As internal and marketplace changes impact a business, management needs to react for the betterment of the organization. However, to react, data is needed to make informed decisions. This requires information consumers to have access to data, which often includes new sets of data in order to develop greater insights to changes as they evolve. At times, this also requires new presentations of the information for monitoring, reporting, analysis and decision-making purposes. To support the business requirements in a timely manner, the organization needs an enterprise information environment that can enable individuals to respond and quickly develop the information solutions needed for decision making.

The business value that enterprise meta data provides is the ability for individuals to identify, assess and respond to information needs in a timely and efficient manner. This could mean the ability to create new information solutions in a matter of hours or days, rather than over weeks and months. In a dynamic economy, time is money. Every passing day that involves decisions being made "from the gut" - because of a lack of available information - is equivalent to playing darts in the dark. No organization can afford to risk its future because it lacks the ability to provide relevant, timely and accurate information to those who need it.

Relevant: Enhancing Operational Efficiencies

Operational efficiencies are created when manual processes are streamlined or automated. Transactional systems, such as enterprise resource planning (ERP), customer relationship management (CRM) and sales force automation (SFA), were created to automate business processes, thereby creating efficiencies in the manner in which business is conducted. As organizations implement new transactional systems or upgrade their existing systems, the effort involved in analyzing reference and transactional data for configuration purposes can be greatly reduced through the use of enterprise meta data. This translates into reduced cost and amount of time to implement new transactional systems or upgrade them.

In addition, enterprise meta data facilitates the ability to enrich data sets by synchronizing reference data between transactional systems. This, in turn, aids in the ability to develop information solutions that require data from disparate systems. For example, an enterprise meta data solution that addresses reference data such as customer name could be used by ERP, CRM and SFA systems to keep customer name synchronized between the three systems.

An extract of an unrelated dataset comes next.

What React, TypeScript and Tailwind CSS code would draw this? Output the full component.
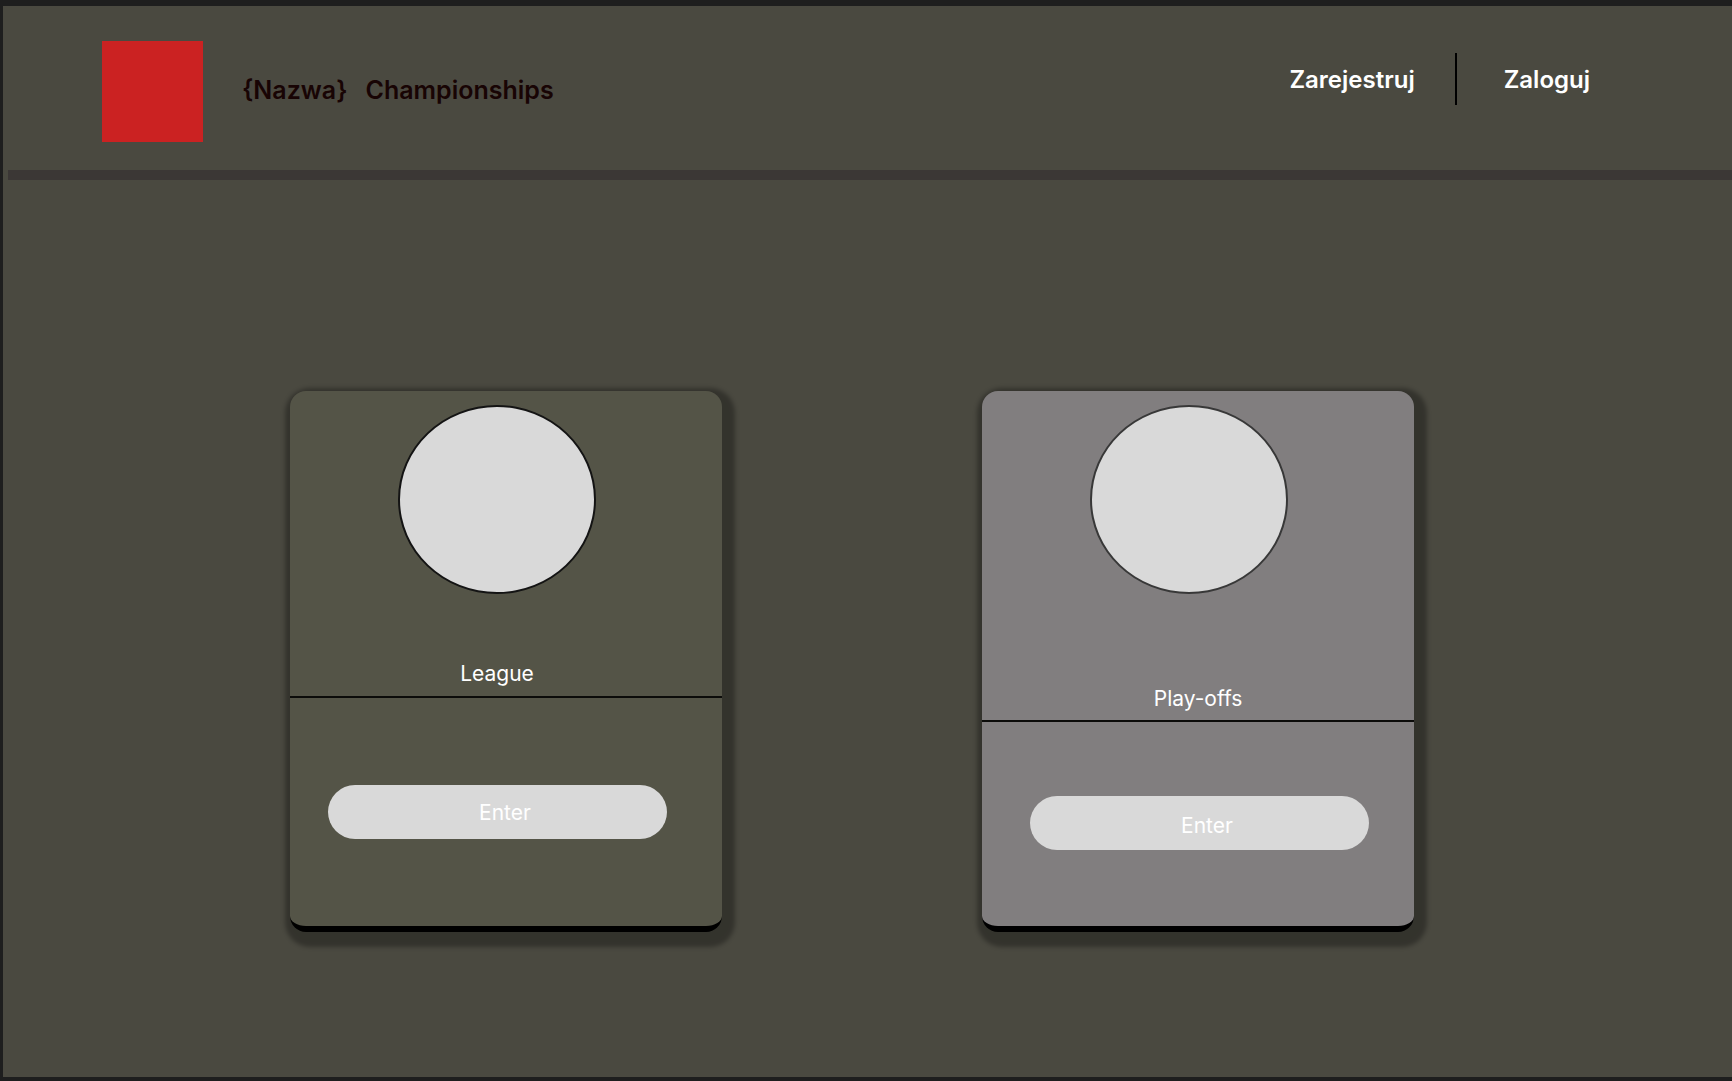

Such capabilities are needed for near real-time analysis and monitoring, integrated reporting and providing individuals with a complete view of their customer.

Accurate: Creating Confidence

No one is immune to the data quality issues that arise from careless data entry or incorrectly matching data values during manipulations processes. Issues with data quality can have a significant impact on an organization, ranging from impaired decision making to inefficiencies created as individuals attempt to develop their own analysis outside the conventional processes because they lack confidence in the data.

From a data quality perspective, meta data can be used to validate data values and identify and correct errors. Meta data provides the data definitions, which are used to profile data. With data profiling, acceptable values are defined and used in the process of validating, correcting data entry errors and other data anomalies. The cost of inaccurate or poor quality data leads to impaired business decisions and information solutions that no one uses.

Meta data is a business necessity and an important element of the information enterprise. In addition to providing data definitions and lineage information to users, meta data facilitates comparative reporting and analysis, along with efficiencies in developing new information products. One example of meta data success comes from Intel Corporation, winner of Wilshire Conferences' 2004 Meta Data Best Practices award. Intel implemented an enterprise meta data repository solution and achieved an ROI/NPV of greater than $7 million in three years. One of the Intel IT group's internal customers for the meta data repository reported that for every dollar it invested in the repository solution, it saved six dollars on application development and maintenance costs. Intel's experience shows that it is possible to calculate the ROI of enterprise meta data and to sell end users on its benefits. To create and sustain an information enterprise, meta data must be viewed as an integral part of the information architecture.